Entwicklung eines optischen Lageüberwachungssystems für einen neuartigen flexiblen Roboter mit steuerbarer Steifigkeit zur Durchführung minimal-invasiver chirurgischer Eingriffe

One of the most dynamically evolving branches of modern robotics is the area of medical robotics. Especially in minimally invasive surgery these applications lead to several advantages for the patients (faster convalescence, better cosmetic results, higher comfort), but also to some technical challenges for the surgeon. The minimally invasive surgery offers great potential for robot-based assistance and now represents a separate branch of research that is expanding continuously.
Most of the available systems are based on adapted industrial manipulator platforms. The established technology allows high precision and often a detailed pre-planning of the individual work processes. This often contrasts with high space requirements, which considerably restrict also the working space of the surgical team and often results in a non-ergonomic working posture.
Electric driven devices used in surgery require extreme safety precautions raising the development and operating costs. As a further consequence the developed systems are often not compatible with the nuclear magnetic resonance spectroscopy (NMR-compatibility).
The EU funded project „Stiff-Flop“ follows a different approach. The basis here is a highly flexible silicon tube that can be maneuvered through narrow holes by applying pressure to channels inside and that can be stiffened dynamically to apply forces to its environment. The idea is taken from the octopus, which can squeeze through narrow passages and grab prey on the other hand. Such a system - although inherently secure - brings a new set of challenges. The flexible nature of the system requires completely new approaches and solutions, especially in the field of sensors.
One of the tasks is the development of an optical sensor system that calculates the pose of the Stiff-Flop arm based on the available video stream from the endoscopic camera in order to enhance its position control. The biggest challenge lies in the reliable detection of the desired object. The nature of the object itself and the conditions in the work space as well as the equipment available for MIS lead to several restrictions in implementation strategies.
In addition, the task has to be carried out without the usage of a stereo camera system. Position and orientation of the tube have to be determined based on the video stream of a single endoscopic camera.
Established methods are not applicable in the examined scenario, as these are generally based on either the detection of known and trained outline, a clear well-known texture or pronounced differences in contrast of foreground and background. None of these conditions is given here: The manipulator is throughout flexible, can change its length, and texture recognition is difficult to implement, since any fitted pattern gets distorted significantly with increasing curvature of the arm. Because of these reasons, the pose determination is done in two steps: In the first step the Stiff-Flop arm is detected with a texture-based approach by a so-called Support Vector Machine (SVM). The resulting outline is measured and used to estimate the spatial pose of the tube. The second step is the detection of optical circular markers with a modified circle detection algorithm.

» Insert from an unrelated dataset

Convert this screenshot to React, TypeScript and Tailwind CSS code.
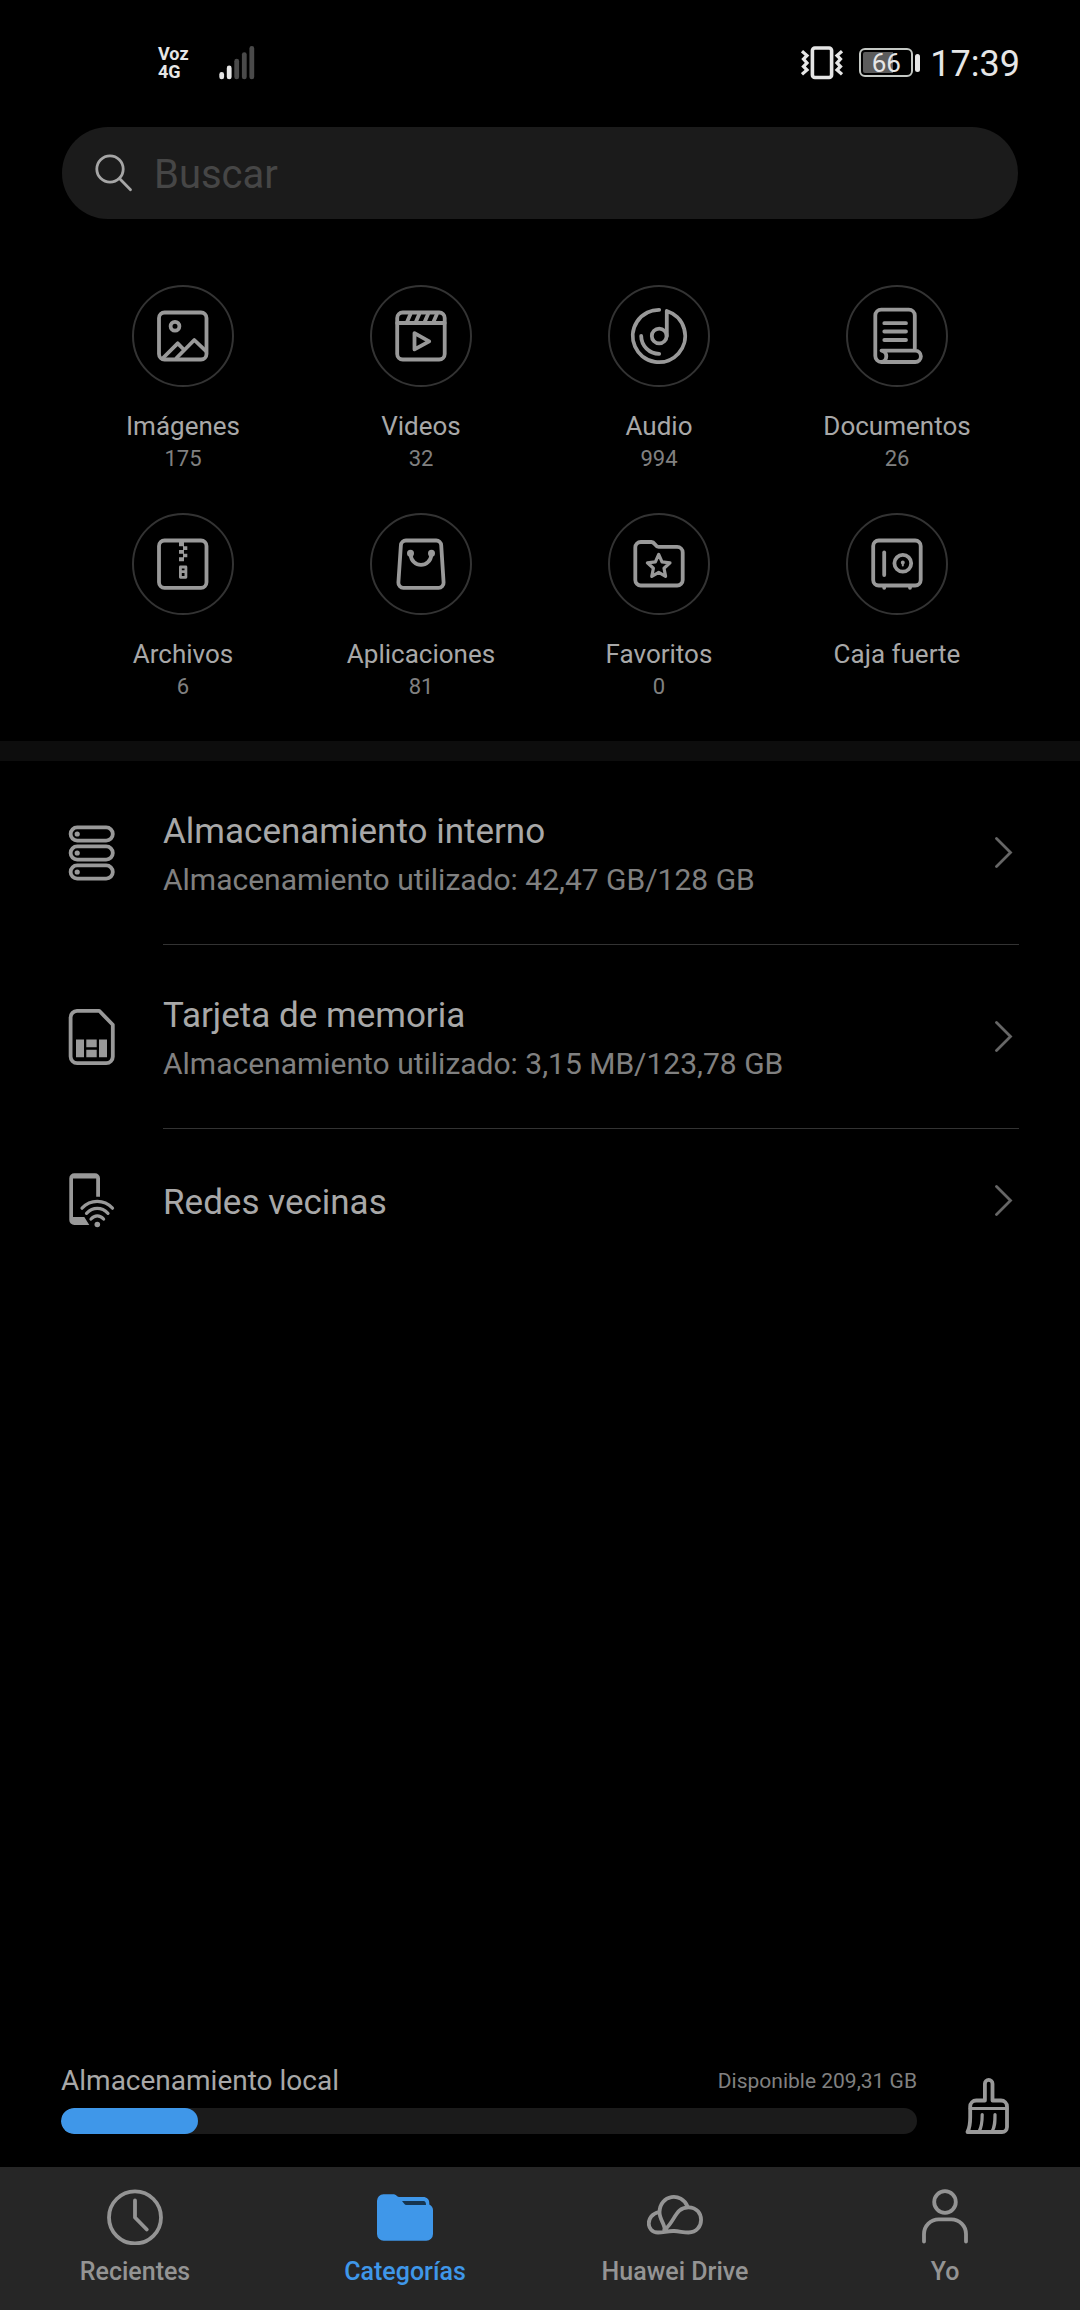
import type { ReactNode } from "react";

type Category = {
  name: string;
  count?: number;
  icon: ReactNode;
};

type Place = {
  title: string;
  detail?: string;
  icon: ReactNode;
};

type Tab = {
  name: string;
  icon: ReactNode;
  active?: boolean;
};

const categories: Category[] = [
  {
    name: "Imágenes",
    count: 175,
    icon: (
      <>
        <rect x="6" y="6.5" width="47.5" height="47" rx="5.5" />
        <circle cx="22" cy="20.3" r="4.4" />
        <path d="M10 52 24.7 37.3 30.3 43M23.5 52 41.3 34 53 45.2" />
      </>
    ),
  },
  {
    name: "Videos",
    count: 32,
    icon: (
      <>
        <rect x="6.2" y="6.5" width="47.5" height="47" rx="5.5" />
        <path d="M6.2 17H53.7M16 16 19.5 8M24.8 16 28.3 8M33.6 16 37.1 8M42.4 16 45.9 8" />
        <path d="M23.5 27.2V43.4L38.2 35.3Z" />
      </>
    ),
  },
  {
    name: "Audio",
    count: 994,
    icon: (
      <>
        <path d="M30.2 3.8A26.2 26.2 0 1 0 37.8 5V30" />
        <circle cx="30.2" cy="30" r="7.4" />
        <path d="M12.2 30A18 18 0 0 0 30.2 47.8" />
      </>
    ),
  },
  {
    name: "Documentos",
    count: 26,
    icon: (
      <>
        <path d="M47.8 44V9.5A6 6 0 0 0 41.8 3.6H14.3A6 6 0 0 0 8.3 9.5V50A6 6 0 0 0 14.3 56H48.2A5.7 5.7 0 0 0 48.2 44.6H14.5C21 45.5 20.8 55 14.5 56" />
        <path d="M17.3 17.2H39M17.3 25.5H39M17.3 34H39" />
      </>
    ),
  },
  {
    name: "Archivos",
    count: 6,
    icon: (
      <>
        <rect x="6" y="6.5" width="47.5" height="47.3" rx="5.5" />
        <path
          fill="currentColor"
          stroke="none"
          d="M26 8H31V12.3H34.3V16H31V19.7H34.3V23.3H31V27.3H26V23.3H30V19.7H26V16H30V12.3H26Z"
        />
        <path strokeWidth="2.8" d="M27.4 33H32.9V43.3H27.4ZM27.4 37.6H32.9" />
      </>
    ),
  },
  {
    name: "Aplicaciones",
    count: 81,
    icon: (
      <>
        <path d="M15 6.5H45.2A5 5 0 0 1 50.2 11.2L52.6 48.5A5 5 0 0 1 47.6 53.8H12.4A5 5 0 0 1 7.4 48.5L9.9 11.2A5 5 0 0 1 15 6.5Z" />
        <path d="M19.5 20C20.5 34.5 39.5 34.5 40.5 20" />
        <circle cx="19.5" cy="19.3" r="1.6" />
        <circle cx="40.5" cy="19.3" r="1.6" />
      </>
    ),
  },
  {
    name: "Favoritos",
    count: 0,
    icon: (
      <>
        <path d="M11.8 8H22.5C26 8 26 12.9 29.5 12.9H48.2A5.5 5.5 0 0 1 53.7 18.4V46A5.5 5.5 0 0 1 48.2 51.5H11.8A5.5 5.5 0 0 1 6.3 46V13.5A5.5 5.5 0 0 1 11.8 8Z" />
        <path
          strokeWidth="3.2"
          d="M29.7 20.4 33 27.9 41 28.8 35 34.3 36.6 42.4 29.7 38.4 22.8 42.4 24.4 34.3 18.4 28.8 26.4 27.9Z"
        />
      </>
    ),
  },
  {
    name: "Caja fuerte",
    icon: (
      <>
        <rect x="6.2" y="6.5" width="47.5" height="45" rx="5.5" />
        <path d="M17.2 18.5V41" />
        <circle cx="35.8" cy="29.3" r="8.4" />
        <circle cx="35.8" cy="28.6" r="1" strokeWidth="2" />
        <path strokeWidth="2" d="M35.8 28.6V31.5" />
        <path d="M17.2 53V53.8M43 53V53.8" />
      </>
    ),
  },
];

const places: Place[] = [
  {
    title: "Almacenamiento interno",
    detail: "Almacenamiento utilizado: 42,47 GB/128 GB",
    icon: (
      <>
        <rect x="2.6" y="4.4" width="42.2" height="13.2" rx="6.6" />
        <rect x="2.6" y="23.4" width="42.2" height="13.2" rx="6.6" />
        <rect x="2.6" y="42.4" width="42.2" height="13.2" rx="6.6" />
        <g fill="currentColor" stroke="none">
          <circle cx="9.2" cy="11" r="2.6" />
          <circle cx="9.2" cy="30" r="2.6" />
          <circle cx="9.2" cy="49" r="2.6" />
        </g>
      </>
    ),
  },
  {
    title: "Tarjeta de memoria",
    detail: "Almacenamiento utilizado: 3,15 MB/123,78 GB",
    icon: (
      <>
        <path d="M9 3.8H31.2L44.8 17.8V49.5A6.6 6.6 0 0 1 38.2 56.2H9.2A6.6 6.6 0 0 1 2.6 49.5V10.4A6.6 6.6 0 0 1 9 3.8Z" />
        <path
          fill="currentColor"
          stroke="none"
          d="M8 32.5H16V50.2H8ZM18.3 32.5H28.7V40.2H18.3ZM18.3 42.8H28.7V50.2H18.3ZM31 32.5H39V50.2H31Z"
        />
      </>
    ),
  },
  {
    title: "Redes vecinas",
    icon: (
      <>
        <path
          fill="currentColor"
          stroke="none"
          d="M6.3 2.3H27A5 5 0 0 1 32 7.3V25.7H28.2V7.6H5V46H16.3L21.3 54H6.3A5 5 0 0 1 1.3 49V7.3A5 5 0 0 1 6.3 2.3Z"
        />
        <g strokeWidth="3.2">
          <path d="M14 37.2C22.5 28.2 36 28.2 44.5 37.2" />
          <path d="M18.5 42.4C25 35.8 33.6 35.8 40 42.4" />
          <path d="M23 48C26.8 43.9 31.8 43.9 35.6 48" />
        </g>
        <circle cx="29.3" cy="53.5" r="2.8" fill="currentColor" stroke="none" />
      </>
    ),
  },
];

const tabs: Tab[] = [
  {
    name: "Recientes",
    icon: (
      <>
        <circle cx="28" cy="28.4" r="26" />
        <path d="M28 11.5V28.5L39.8 40.5" />
      </>
    ),
  },
  {
    name: "Categorías",
    active: true,
    icon: (
      <g stroke="none">
        <path
          fill="currentColor"
          d="M6.5 5.3H17C19 5.3 19.8 8 22 8H46C50 8 52.3 10.5 52.3 14V15.5C54.5 16.5 56 18.5 56 21V45A6.7 6.7 0 0 1 49.3 51.7H6.7A6.7 6.7 0 0 1 0 45V12A6.6 6.6 0 0 1 6.5 5.3Z"
        />
        <path fill="#163550" d="M25 12H46.5Q49 12 49 16H29.5Q28 16 27 14.5Z" />
      </g>
    ),
  },
  {
    name: "Huawei Drive",
    icon: (
      <>
        <path d="M12 23C-2 26-1 43.5 11 43.5C17 43.5 20 41.8 27 42C33 42.3 36 43.5 41.5 43.5C58 43.5 58.5 18.5 41.5 18.3C28 18.3 28.5 32 17.5 41" />
        <path d="M17.5 41C18.5 35.5 12.5 31 12.5 23C13 5.5 34.5 2.5 40.7 17.8" />
      </>
    ),
  },
  {
    name: "Yo",
    icon: (
      <>
        <circle cx="28" cy="13" r="10.8" />
        <path d="M7 52.5V45A14.7 14.7 0 0 1 21.7 30.4H34.3A14.7 14.7 0 0 1 49 45V52.5" />
      </>
    ),
  },
];

function StatusBar() {
  return (
    <header className="flex h-[127px] items-center justify-between pl-[158px] pr-[60px] text-[#e6e6e6]">
      <div className="flex items-center gap-[30px] pb-0.5">
        <p className="text-[18px] leading-[18px] font-bold">
          Voz
          <br />
          4G
        </p>
        <svg className="h-[34px] w-9" viewBox="0 0 36 34" fill="currentColor">
          <rect x="0.3" y="26" width="4.8" height="7.3" rx="2.4" />
          <rect x="7.8" y="19.5" width="4.8" height="13.8" rx="2.4" />
          <g fill="#4a4a4a">
            <rect x="15.3" y="12.8" width="4.8" height="20.5" rx="2.4" />
            <rect x="22.9" y="6.2" width="4.8" height="27.1" rx="2.4" />
            <rect x="30.4" y="0" width="4.8" height="33.3" rx="2.4" />
          </g>
        </svg>
      </div>

      <div className="flex items-center">
        <div className="mr-[10px] flex items-center pb-0.5">
          <svg
            className="mr-4 h-[34px] w-[42px]"
            viewBox="0 0 42 34"
            fill="none"
            stroke="currentColor"
            strokeWidth="3.2"
          >
            <rect x="11.4" y="2" width="19.2" height="29.5" rx="2.5" strokeWidth="3.6" />
            <path d="M1 5.2 6 9.5 2.5 13 6 17 2.5 20.5 6 24 1 28.3" />
            <path d="M41 5.2 36 9.5 39.5 13 36 17 39.5 20.5 36 24 41 28.3" />
          </svg>
          <div className="flex h-[29px] w-[54px] items-center justify-center rounded-md border-2 border-[#c4c8c4] bg-linear-to-r from-[#5c5c5c] from-65% to-black to-65% bg-clip-content p-0.5 text-[26px] leading-[26px]">
            66
          </div>
          <div className="ml-0.5 h-[18px] w-[5px] rounded-sm bg-current" />
        </div>
        <time className="text-[36px] leading-[40px]">17:39</time>
      </div>
    </header>
  );
}

function SearchBox() {
  return (
    <label className="mx-[62px] flex h-[92px] items-center gap-5 rounded-full bg-[#1b1b1b] px-8">
      <svg
        className="size-10 shrink-0 text-[#a6a6a6]"
        viewBox="0 0 40 40"
        fill="none"
        stroke="currentColor"
        strokeWidth="2.8"
        strokeLinecap="round"
      >
        <circle cx="16" cy="16" r="13.2" />
        <path d="M26 26 36.5 36.7" />
      </svg>
      <input
        type="search"
        aria-label="Buscar"
        placeholder="Buscar"
        className="min-w-0 flex-1 bg-transparent pt-1 text-[40px] leading-[52px] outline-none placeholder:text-[#464646]"
      />
    </label>
  );
}

function CategoryGrid() {
  return (
    <section className="grid grid-cols-4 gap-y-[39px] px-16 pt-[66px] pb-[39px]">
      {categories.map((c) => (
        <button key={c.name} className="flex flex-col items-center justify-start">
          <span className="mb-[21px] flex size-[102px] items-center justify-center rounded-full border-2 border-[#333333]">
            <svg
              className="size-[60px] text-[#999999]"
              viewBox="0 0 60 60"
              fill="none"
              stroke="currentColor"
              strokeWidth="3.8"
              strokeLinecap="round"
              strokeLinejoin="round"
            >
              {c.icon}
            </svg>
          </span>
          <span className="text-[26px] leading-[36px] text-[#a8a8a8]">{c.name}</span>
          <span className="h-[30px] text-[22px] leading-[30px] text-[#808080]">{c.count}</span>
        </button>
      ))}
    </section>
  );
}

function PlaceRow({ title, detail, icon }: Place) {
  return (
    <li className="group">
      <button className="flex w-full items-stretch gap-[47px] pr-[61px] pl-[68px] text-left">
        <span className="flex items-center">
          <svg
            className="h-[60px] w-12 text-[#999999]"
            viewBox="0 0 48 60"
            fill="none"
            stroke="currentColor"
            strokeWidth="3.8"
            strokeLinecap="round"
            strokeLinejoin="round"
          >
            {icon}
          </svg>
        </span>
        <span className="flex min-h-[144px] flex-1 items-center justify-between border-b border-[#333333] pr-1.5 group-last:border-b-0">
          <span className={detail ? "pt-[43px] pb-11" : "pt-1"}>
            <span className="block text-[35px] leading-[56px] text-[#a8a8a8]">{title}</span>
            {detail && <span className="block text-[30px] leading-[40px] text-[#808080]">{detail}</span>}
          </span>
          <svg
            className="h-8 w-[18px] text-[#666666]"
            viewBox="0 0 18 32"
            fill="none"
            stroke="currentColor"
            strokeWidth="2.8"
            strokeLinecap="round"
          >
            <path d="M1.5 1.5 15.5 15.5 1.5 29.5" />
          </svg>
        </span>
      </button>
    </li>
  );
}

function StorageFooter() {
  const used = 16;

  return (
    <section className="flex items-end gap-[47px] pr-[68px] pb-[33px] pl-[61px]">
      <div className="flex-1">
        <div className="mb-[7px] flex items-center justify-between">
          <span id="storage" className="text-[28px] leading-[40px] text-[#a8a8a8]">
            Almacenamiento local
          </span>
          <span className="text-[21px] leading-[40px] text-[#808080]">Disponible 209,31 GB</span>
        </div>
        <div
          role="progressbar"
          aria-labelledby="storage"
          aria-valuenow={used}
          className="h-[26px] overflow-hidden rounded-full bg-[#1b1b1b]"
        >
          <div className="h-full rounded-full bg-[#3f97e9]" style={{ width: `${used}%` }} />
        </div>
      </div>
      <button aria-label="Limpiar">
        <svg
          className="h-[57px] w-12 text-[#999999]"
          viewBox="0 0 48 57"
          fill="none"
          stroke="currentColor"
          strokeWidth="3.8"
          strokeLinecap="round"
          strokeLinejoin="round"
        >
          <path d="M20.9 23.5V6.7A3.8 3.8 0 0 1 28.5 6.7V23.5H37A6 6 0 0 1 43 29.5V50A5 5 0 0 1 38 55H3.5C6.2 50 6.2 46 6.2 40V29.5A6 6 0 0 1 12.2 23.5Z" />
          <path strokeWidth="3.2" d="M6.2 31.5H43M18.2 37.5C18.2 45 18 49 15.3 54M31 37.5C31 45 31 49 28.3 54" />
        </svg>
      </button>
    </section>
  );
}

function TabBar() {
  return (
    <nav className="grid grid-cols-4 bg-[#262626] pt-[22px] pb-5">
      {tabs.map((t) => (
        <button
          key={t.name}
          className={`flex flex-col items-center gap-[9px] ${t.active ? "text-[#3f97e9]" : "text-[#949494]"}`}
        >
          <svg
            className="size-14"
            viewBox="0 0 56 56"
            fill="none"
            stroke="currentColor"
            strokeWidth="3.8"
            strokeLinecap="round"
            strokeLinejoin="round"
          >
            {t.icon}
          </svg>
          <span className="text-[25px] leading-[36px] font-medium">{t.name}</span>
        </button>
      ))}
    </nav>
  );
}

export default function App() {
  return (
    <main className="flex min-h-screen flex-col bg-black font-[Roboto,sans-serif]">
      <StatusBar />
      <SearchBox />
      <CategoryGrid />

      <ul className="flex-1 border-t-[20px] border-[#0d0d0d]">
        {places.map((p) => (
          <PlaceRow key={p.title} {...p} />
        ))}
      </ul>

      <StorageFooter />
      <TabBar />
    </main>
  );
}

The detection of these circulating markers has several advantages. Firstly, the figure remains almost distortion-free with sufficiently narrow markings; on the other hand, a possibly occurring, system-related radial extension of the arm solely affects the accuracy of the distance measurement between the camera plane and the central axis of the manipulator.
The presented method is also robust against noise or smaller highlights, as long as the contour of the ring is not interrupted over larger sections.
The redundancy of the two methods used essentially offers two advantages: First, it allows a plausibility check of the detected marker positions; on the other hand, the calculation of a continuous centre line is possible. In addition, this center line can be used for simple collision detection, if 3D models of the working space are provided. For the primary task this aspect plays a subordinate role.
During the implementation phase, it has turned out that a parameter optimization with subsequent re-calibration or measurement of the optical setup is essential. Based on a large number of partially dependent parameters methods and tools have been designed and implemented allowing a user to identify optimal parameters with a structured approach. Based on a graphical representation method developed by Prof. Alfred Inselberg of Tel Aviv University, Israel, an intuitive user interface has been developed, allowing a simple comparison of different parameter sets.